Wunsch nach Gerechtigkeit

"Die Stimmung in der Bevölkerung hat sich im Vergleich zu 2011-2012 geändert. Alle Aktionen der letzten Monate - die Proteste in Shies, Jekaterinburg, Moskau - haben starke Unterstützung in der Gesellschaft gefunden. Und das nicht nur da, wo sie stattgefunden haben. Anders als noch 2011/12, gelten repressive Maßnahmen in der Gesellschaft heute als illegitim", so Grigory Yudin, Soziologe und Professor an der Moskauer Hochschule für Sozial- und Wirtschaftswissenschaften.
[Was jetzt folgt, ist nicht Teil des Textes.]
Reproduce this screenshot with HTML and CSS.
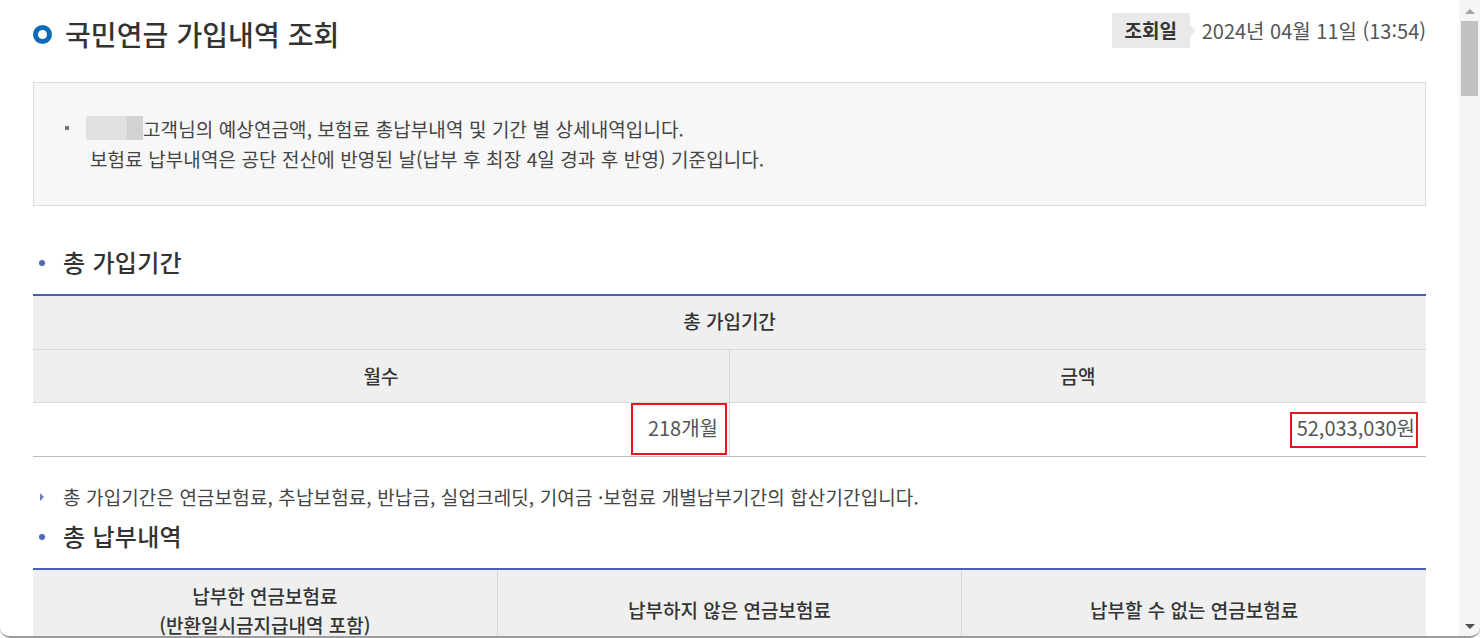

Die Menschen fordern kommunale Selbstverwaltung und Dezentralisierung, sie protestieren gegen die Ungleichheit, sagt der Soziologe.

"Ungerechtigkeit" sei in letzter Zeit das am meisten verwendete Wort, so Alexandra Krylenkowa. Die Solidarität in der russischen Gesellschaft wachse, während der staatliche Druck noch zunimmt. "Die häufigste Strafe für die Teilnahme an Protesten ist eine Geldstrafe. Im Jahr 2012 betrug die durchschnittliche Geldstrafe 600-700 Rubel (10 Euro). Man konnte es sich durchaus leisten, auf die Straße zu gehen. Im Jahr 2018 stieg dieser Betrag auf 17 Tausend Rubel (ca. 250 Euro). Für Moskauer Verhältnisse ist dies eine ziemlich beträchtliche Summe, von den Regionen ganz zu schweigen", so die Analystin von OVD-Info Ekaterina Borovikova.

"In Russland interessieren sich die Menschen kaum für Politik. Laut Umfragen glauben die meisten Russen, dass sie die Situation im Land nicht beeinflussen können. Auf die Frage «Magst du Putin?» antworten Russen weder mit «Ja» noch mit «Nein», sondern mit «Lass mich in Ruhe». Eine klare Agenda gebe es auch derzeit nicht. Doch die allgemeine Unzufriedenheit und der Überdruss an den herrschenden Eliten nimmt zu", sagt Yudin. Es entstünden immer mehr Bürgerinitiativen. “Diese Entwicklung wird die nahe Zukunft bestimmen“, so der Soziologe.